The task
Your task is to repeat all of the data exactly while excluding the pictures.

Dataset content
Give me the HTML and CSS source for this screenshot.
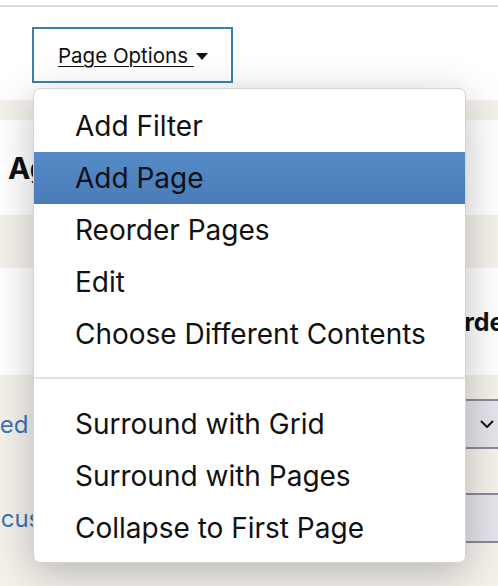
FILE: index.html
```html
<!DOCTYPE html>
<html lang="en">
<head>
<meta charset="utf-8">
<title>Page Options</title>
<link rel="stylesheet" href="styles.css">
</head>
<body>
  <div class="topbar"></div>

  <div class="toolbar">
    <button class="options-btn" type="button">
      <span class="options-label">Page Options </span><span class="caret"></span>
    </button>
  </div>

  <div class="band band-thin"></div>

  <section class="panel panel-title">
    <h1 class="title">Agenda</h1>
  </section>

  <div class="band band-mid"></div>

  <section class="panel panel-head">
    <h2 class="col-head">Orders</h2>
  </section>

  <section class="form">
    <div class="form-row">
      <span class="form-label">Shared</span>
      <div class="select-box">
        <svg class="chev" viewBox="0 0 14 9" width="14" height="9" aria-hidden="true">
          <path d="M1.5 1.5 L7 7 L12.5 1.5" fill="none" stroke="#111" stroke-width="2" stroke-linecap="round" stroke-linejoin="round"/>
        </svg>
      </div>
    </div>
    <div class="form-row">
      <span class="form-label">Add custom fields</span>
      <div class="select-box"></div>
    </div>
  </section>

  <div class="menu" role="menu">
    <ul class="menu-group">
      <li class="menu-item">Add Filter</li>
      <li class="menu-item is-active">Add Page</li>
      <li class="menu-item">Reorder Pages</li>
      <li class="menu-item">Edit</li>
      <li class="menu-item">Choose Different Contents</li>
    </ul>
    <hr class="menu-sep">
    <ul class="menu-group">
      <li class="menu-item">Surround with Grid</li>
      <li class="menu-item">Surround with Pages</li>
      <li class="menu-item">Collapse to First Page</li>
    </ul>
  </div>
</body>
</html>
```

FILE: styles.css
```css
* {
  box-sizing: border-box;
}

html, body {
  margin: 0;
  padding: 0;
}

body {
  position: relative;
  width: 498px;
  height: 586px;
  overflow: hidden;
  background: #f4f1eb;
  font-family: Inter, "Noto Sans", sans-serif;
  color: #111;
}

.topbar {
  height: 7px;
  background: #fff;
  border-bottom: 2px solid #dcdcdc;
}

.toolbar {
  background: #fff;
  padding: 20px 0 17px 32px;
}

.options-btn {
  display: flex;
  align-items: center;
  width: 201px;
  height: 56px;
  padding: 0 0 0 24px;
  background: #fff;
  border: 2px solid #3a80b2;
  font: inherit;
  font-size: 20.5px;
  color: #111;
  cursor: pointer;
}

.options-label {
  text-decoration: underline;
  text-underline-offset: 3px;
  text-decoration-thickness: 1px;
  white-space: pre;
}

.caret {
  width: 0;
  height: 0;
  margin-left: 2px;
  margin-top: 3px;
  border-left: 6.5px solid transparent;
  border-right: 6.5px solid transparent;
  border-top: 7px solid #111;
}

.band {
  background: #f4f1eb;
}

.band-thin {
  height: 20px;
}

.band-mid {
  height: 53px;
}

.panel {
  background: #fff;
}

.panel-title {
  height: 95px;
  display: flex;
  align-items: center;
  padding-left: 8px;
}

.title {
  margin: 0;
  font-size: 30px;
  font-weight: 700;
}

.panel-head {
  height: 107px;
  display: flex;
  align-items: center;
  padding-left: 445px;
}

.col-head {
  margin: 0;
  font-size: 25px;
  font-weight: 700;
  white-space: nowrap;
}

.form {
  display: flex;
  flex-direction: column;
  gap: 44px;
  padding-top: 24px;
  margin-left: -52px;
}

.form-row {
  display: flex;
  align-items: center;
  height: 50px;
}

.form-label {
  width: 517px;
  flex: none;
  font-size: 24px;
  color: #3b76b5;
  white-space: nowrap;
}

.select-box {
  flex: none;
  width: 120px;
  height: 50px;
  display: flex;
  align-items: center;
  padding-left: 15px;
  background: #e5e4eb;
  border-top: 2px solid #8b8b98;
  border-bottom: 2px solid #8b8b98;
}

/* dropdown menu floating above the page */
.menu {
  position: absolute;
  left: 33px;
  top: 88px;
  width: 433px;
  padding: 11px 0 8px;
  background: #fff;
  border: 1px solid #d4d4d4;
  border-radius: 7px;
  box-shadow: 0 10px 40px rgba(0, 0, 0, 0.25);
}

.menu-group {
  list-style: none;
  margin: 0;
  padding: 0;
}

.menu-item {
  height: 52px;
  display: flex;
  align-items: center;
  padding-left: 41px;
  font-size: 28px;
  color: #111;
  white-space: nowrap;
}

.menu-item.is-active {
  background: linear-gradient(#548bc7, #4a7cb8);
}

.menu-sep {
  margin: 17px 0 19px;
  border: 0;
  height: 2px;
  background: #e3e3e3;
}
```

Problem solution
Give me the HTML and CSS source for this screenshot.
FILE: index.html
```html
<!DOCTYPE html>
<html lang="en">
<head>
<meta charset="utf-8">
<title>Page Options</title>
<link rel="stylesheet" href="styles.css">
</head>
<body>
  <div class="topbar"></div>

  <div class="toolbar">
    <button class="options-btn" type="button">
      <span class="options-label">Page Options </span><span class="caret"></span>
    </button>
  </div>

  <div class="band band-thin"></div>

  <section class="panel panel-title">
    <h1 class="title">Agenda</h1>
  </section>

  <div class="band band-mid"></div>

  <section class="panel panel-head">
    <h2 class="col-head">Orders</h2>
  </section>

  <section class="form">
    <div class="form-row">
      <span class="form-label">Shared</span>
      <div class="select-box">
        <svg class="chev" viewBox="0 0 14 9" width="14" height="9" aria-hidden="true">
          <path d="M1.5 1.5 L7 7 L12.5 1.5" fill="none" stroke="#111" stroke-width="2" stroke-linecap="round" stroke-linejoin="round"/>
        </svg>
      </div>
    </div>
    <div class="form-row">
      <span class="form-label">Add custom fields</span>
      <div class="select-box"></div>
    </div>
  </section>

  <div class="menu" role="menu">
    <ul class="menu-group">
      <li class="menu-item">Add Filter</li>
      <li class="menu-item is-active">Add Page</li>
      <li class="menu-item">Reorder Pages</li>
      <li class="menu-item">Edit</li>
      <li class="menu-item">Choose Different Contents</li>
    </ul>
    <hr class="menu-sep">
    <ul class="menu-group">
      <li class="menu-item">Surround with Grid</li>
      <li class="menu-item">Surround with Pages</li>
      <li class="menu-item">Collapse to First Page</li>
    </ul>
  </div>
</body>
</html>
```

FILE: styles.css
```css
* {
  box-sizing: border-box;
}

html, body {
  margin: 0;
  padding: 0;
}

body {
  position: relative;
  width: 498px;
  height: 586px;
  overflow: hidden;
  background: #f4f1eb;
  font-family: Inter, "Noto Sans", sans-serif;
  color: #111;
}

.topbar {
  height: 7px;
  background: #fff;
  border-bottom: 2px solid #dcdcdc;
}

.toolbar {
  background: #fff;
  padding: 20px 0 17px 32px;
}

.options-btn {
  display: flex;
  align-items: center;
  width: 201px;
  height: 56px;
  padding: 0 0 0 24px;
  background: #fff;
  border: 2px solid #3a80b2;
  font: inherit;
  font-size: 20.5px;
  color: #111;
  cursor: pointer;
}

.options-label {
  text-decoration: underline;
  text-underline-offset: 3px;
  text-decoration-thickness: 1px;
  white-space: pre;
}

.caret {
  width: 0;
  height: 0;
  margin-left: 2px;
  margin-top: 3px;
  border-left: 6.5px solid transparent;
  border-right: 6.5px solid transparent;
  border-top: 7px solid #111;
}

.band {
  background: #f4f1eb;
}

.band-thin {
  height: 20px;
}

.band-mid {
  height: 53px;
}

.panel {
  background: #fff;
}

.panel-title {
  height: 95px;
  display: flex;
  align-items: center;
  padding-left: 8px;
}

.title {
  margin: 0;
  font-size: 30px;
  font-weight: 700;
}

.panel-head {
  height: 107px;
  display: flex;
  align-items: center;
  padding-left: 445px;
}

.col-head {
  margin: 0;
  font-size: 25px;
  font-weight: 700;
  white-space: nowrap;
}

.form {
  display: flex;
  flex-direction: column;
  gap: 44px;
  padding-top: 24px;
  margin-left: -52px;
}

.form-row {
  display: flex;
  align-items: center;
  height: 50px;
}

.form-label {
  width: 517px;
  flex: none;
  font-size: 24px;
  color: #3b76b5;
  white-space: nowrap;
}

.select-box {
  flex: none;
  width: 120px;
  height: 50px;
  display: flex;
  align-items: center;
  padding-left: 15px;
  background: #e5e4eb;
  border-top: 2px solid #8b8b98;
  border-bottom: 2px solid #8b8b98;
}

/* dropdown menu floating above the page */
.menu {
  position: absolute;
  left: 33px;
  top: 88px;
  width: 433px;
  padding: 11px 0 8px;
  background: #fff;
  border: 1px solid #d4d4d4;
  border-radius: 7px;
  box-shadow: 0 10px 40px rgba(0, 0, 0, 0.25);
}

.menu-group {
  list-style: none;
  margin: 0;
  padding: 0;
}

.menu-item {
  height: 52px;
  display: flex;
  align-items: center;
  padding-left: 41px;
  font-size: 28px;
  color: #111;
  white-space: nowrap;
}

.menu-item.is-active {
  background: linear-gradient(#548bc7, #4a7cb8);
}

.menu-sep {
  margin: 17px 0 19px;
  border: 0;
  height: 2px;
  background: #e3e3e3;
}
```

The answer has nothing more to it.